● **Problem to work on**
Give nothing except the number of lines containing the word "screenshot".

● **Input data**
>> Begin

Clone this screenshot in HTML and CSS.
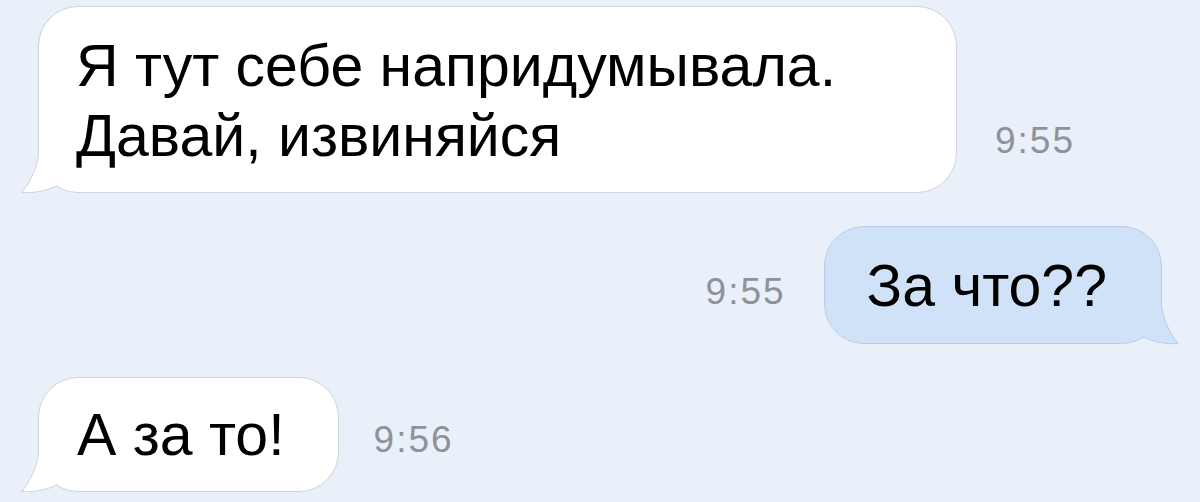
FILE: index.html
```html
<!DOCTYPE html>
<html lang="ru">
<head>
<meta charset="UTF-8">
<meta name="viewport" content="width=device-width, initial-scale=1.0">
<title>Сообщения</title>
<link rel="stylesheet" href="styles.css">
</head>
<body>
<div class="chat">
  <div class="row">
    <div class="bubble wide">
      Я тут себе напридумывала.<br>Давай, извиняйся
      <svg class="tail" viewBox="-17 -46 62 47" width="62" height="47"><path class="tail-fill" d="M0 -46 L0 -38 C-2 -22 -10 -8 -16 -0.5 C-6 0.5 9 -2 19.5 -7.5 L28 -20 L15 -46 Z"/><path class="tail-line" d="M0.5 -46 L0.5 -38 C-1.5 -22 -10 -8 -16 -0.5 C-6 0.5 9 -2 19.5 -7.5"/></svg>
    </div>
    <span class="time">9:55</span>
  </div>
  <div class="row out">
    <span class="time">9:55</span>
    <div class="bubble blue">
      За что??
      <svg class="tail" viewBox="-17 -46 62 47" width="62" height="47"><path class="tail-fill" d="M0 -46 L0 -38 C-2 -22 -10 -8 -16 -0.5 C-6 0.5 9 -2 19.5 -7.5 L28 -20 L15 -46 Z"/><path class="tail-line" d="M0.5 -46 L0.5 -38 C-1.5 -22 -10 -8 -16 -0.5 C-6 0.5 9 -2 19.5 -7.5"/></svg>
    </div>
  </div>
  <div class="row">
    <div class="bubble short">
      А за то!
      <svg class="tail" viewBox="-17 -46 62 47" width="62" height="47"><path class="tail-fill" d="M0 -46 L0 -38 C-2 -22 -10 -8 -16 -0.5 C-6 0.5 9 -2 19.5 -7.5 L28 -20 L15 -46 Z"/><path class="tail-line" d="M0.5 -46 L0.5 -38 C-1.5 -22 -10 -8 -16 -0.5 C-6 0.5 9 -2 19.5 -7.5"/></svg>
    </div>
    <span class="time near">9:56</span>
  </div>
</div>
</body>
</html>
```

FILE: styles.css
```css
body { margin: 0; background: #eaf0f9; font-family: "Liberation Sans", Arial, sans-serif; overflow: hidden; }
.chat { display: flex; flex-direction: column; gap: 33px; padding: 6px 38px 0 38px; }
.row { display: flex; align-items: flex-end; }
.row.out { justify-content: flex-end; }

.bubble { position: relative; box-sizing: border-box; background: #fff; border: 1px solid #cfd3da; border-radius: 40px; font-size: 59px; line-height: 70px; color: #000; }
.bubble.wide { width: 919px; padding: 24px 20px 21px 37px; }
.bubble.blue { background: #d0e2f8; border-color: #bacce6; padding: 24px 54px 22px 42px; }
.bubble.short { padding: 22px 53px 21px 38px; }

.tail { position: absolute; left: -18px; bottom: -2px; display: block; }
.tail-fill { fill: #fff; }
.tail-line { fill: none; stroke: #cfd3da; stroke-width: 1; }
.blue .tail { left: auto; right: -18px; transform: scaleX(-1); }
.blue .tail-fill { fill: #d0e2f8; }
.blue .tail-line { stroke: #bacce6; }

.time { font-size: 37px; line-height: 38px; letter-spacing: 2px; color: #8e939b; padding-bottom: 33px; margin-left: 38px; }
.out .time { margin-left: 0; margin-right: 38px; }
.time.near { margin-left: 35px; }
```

>> End
>> Begin

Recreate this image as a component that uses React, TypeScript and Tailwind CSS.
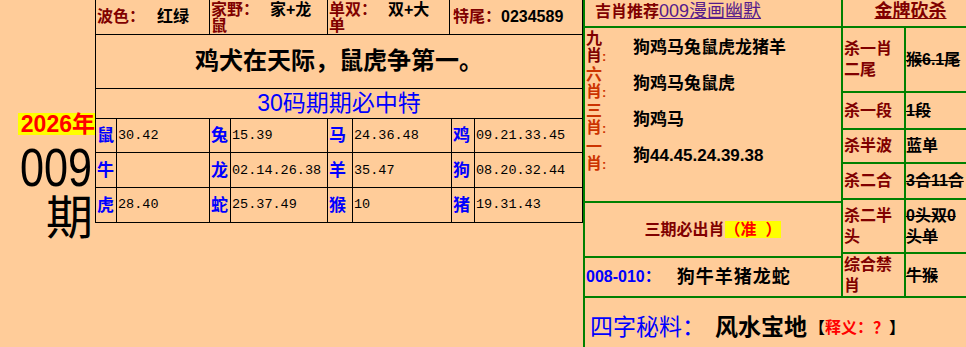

>> End
>> Begin

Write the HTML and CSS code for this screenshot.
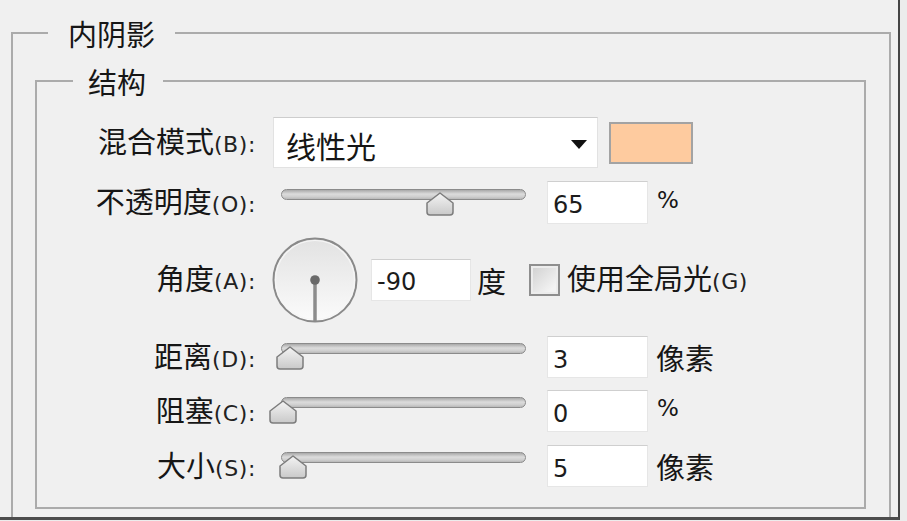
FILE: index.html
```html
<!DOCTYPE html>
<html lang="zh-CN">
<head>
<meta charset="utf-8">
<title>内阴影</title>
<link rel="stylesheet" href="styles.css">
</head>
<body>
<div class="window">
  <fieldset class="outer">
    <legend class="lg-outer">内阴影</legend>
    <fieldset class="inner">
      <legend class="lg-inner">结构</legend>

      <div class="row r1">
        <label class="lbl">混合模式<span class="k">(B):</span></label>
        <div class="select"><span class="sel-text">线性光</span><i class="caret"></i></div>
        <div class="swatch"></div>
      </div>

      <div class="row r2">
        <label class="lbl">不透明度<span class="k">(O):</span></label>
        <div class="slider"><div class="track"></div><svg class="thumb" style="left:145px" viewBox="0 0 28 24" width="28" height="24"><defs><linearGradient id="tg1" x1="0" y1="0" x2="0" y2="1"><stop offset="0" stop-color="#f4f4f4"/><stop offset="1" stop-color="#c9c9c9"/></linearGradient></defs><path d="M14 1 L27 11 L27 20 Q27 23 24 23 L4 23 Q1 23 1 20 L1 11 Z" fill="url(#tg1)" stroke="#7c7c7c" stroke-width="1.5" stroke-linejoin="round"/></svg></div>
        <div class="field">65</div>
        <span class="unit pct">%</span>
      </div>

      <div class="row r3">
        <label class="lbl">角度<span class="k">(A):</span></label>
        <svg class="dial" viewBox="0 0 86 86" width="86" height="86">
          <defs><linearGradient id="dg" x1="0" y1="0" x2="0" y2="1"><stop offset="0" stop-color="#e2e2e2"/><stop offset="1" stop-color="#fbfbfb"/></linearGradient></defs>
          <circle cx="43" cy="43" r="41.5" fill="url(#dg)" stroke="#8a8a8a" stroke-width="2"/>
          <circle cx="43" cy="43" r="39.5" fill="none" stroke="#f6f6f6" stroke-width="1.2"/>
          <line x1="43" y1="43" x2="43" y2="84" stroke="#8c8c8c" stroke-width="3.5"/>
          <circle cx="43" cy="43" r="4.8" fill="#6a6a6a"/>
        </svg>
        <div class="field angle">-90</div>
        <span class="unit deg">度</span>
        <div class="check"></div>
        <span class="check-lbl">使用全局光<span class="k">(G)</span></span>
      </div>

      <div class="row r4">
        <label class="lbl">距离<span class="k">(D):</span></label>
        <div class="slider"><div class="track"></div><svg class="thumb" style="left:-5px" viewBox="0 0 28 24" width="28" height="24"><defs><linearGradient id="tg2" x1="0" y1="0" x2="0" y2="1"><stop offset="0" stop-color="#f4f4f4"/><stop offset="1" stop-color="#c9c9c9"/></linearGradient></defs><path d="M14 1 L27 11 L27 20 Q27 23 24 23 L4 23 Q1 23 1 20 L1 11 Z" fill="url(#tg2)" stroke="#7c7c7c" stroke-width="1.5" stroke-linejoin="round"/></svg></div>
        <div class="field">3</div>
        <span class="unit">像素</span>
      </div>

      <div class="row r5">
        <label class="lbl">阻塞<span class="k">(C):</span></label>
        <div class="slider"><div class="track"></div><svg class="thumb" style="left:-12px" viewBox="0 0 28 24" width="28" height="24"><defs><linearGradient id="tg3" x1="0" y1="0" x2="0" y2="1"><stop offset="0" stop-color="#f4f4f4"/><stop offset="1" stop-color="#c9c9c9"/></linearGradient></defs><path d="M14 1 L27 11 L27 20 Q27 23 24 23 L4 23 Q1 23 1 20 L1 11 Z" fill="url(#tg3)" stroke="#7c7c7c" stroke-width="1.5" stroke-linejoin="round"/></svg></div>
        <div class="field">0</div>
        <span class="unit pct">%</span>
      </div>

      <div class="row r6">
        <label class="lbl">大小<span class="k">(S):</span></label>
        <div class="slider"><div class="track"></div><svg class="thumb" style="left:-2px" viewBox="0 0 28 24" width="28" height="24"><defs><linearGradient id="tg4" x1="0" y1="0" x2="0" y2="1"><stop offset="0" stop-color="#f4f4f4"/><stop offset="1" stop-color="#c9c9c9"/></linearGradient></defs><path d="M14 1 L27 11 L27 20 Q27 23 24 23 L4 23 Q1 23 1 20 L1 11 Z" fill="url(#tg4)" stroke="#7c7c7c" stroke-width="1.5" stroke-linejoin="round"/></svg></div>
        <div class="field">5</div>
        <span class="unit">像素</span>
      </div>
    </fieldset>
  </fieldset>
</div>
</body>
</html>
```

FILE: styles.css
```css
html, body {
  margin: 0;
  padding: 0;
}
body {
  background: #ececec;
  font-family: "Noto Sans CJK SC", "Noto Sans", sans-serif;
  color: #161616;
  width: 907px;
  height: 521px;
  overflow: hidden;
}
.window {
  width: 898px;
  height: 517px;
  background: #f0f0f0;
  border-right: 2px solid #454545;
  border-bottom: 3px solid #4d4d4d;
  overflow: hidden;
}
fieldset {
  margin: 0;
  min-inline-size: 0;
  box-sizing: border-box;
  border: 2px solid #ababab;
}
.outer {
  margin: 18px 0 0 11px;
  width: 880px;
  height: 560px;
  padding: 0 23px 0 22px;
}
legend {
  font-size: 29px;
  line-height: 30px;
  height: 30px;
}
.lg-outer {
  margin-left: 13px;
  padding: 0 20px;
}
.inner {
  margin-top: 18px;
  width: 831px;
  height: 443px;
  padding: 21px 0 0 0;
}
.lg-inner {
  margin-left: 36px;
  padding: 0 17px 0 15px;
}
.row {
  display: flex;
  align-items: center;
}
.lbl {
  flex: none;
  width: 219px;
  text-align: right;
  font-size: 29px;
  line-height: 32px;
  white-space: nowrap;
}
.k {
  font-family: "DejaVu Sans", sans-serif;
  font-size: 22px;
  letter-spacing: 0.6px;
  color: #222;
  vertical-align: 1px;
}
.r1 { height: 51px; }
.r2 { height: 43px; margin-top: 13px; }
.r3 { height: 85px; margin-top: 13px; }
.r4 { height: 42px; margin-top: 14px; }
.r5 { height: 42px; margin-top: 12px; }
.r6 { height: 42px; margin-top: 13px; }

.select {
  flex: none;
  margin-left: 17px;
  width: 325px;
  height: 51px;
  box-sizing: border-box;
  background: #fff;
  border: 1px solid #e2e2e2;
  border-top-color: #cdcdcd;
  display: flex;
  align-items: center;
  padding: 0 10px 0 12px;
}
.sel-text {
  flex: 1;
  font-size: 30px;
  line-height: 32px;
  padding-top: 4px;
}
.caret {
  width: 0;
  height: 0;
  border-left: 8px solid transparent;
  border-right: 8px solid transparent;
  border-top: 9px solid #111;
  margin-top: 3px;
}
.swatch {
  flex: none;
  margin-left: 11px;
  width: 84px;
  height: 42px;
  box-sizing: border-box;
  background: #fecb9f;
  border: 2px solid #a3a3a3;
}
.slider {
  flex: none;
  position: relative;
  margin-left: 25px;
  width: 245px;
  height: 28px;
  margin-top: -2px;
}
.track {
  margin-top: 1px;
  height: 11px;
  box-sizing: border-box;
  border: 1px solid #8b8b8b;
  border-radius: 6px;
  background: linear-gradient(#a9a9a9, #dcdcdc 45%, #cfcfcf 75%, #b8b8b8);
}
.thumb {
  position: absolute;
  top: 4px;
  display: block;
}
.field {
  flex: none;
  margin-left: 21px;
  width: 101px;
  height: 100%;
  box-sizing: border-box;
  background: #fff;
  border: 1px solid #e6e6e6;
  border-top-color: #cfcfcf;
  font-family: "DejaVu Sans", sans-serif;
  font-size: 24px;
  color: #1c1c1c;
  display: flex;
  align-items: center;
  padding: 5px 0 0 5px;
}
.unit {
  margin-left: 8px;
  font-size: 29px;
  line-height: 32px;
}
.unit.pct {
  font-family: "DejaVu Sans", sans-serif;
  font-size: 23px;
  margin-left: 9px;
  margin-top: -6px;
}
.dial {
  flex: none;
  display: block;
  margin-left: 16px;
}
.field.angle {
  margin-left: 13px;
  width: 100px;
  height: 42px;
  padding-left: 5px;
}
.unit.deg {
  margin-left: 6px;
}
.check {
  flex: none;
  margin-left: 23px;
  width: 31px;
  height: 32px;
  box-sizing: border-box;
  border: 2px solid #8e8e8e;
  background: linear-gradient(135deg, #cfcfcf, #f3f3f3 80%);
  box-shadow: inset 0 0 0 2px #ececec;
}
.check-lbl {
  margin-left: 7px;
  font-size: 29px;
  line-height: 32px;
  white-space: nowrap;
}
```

>> End

● **Task result**
2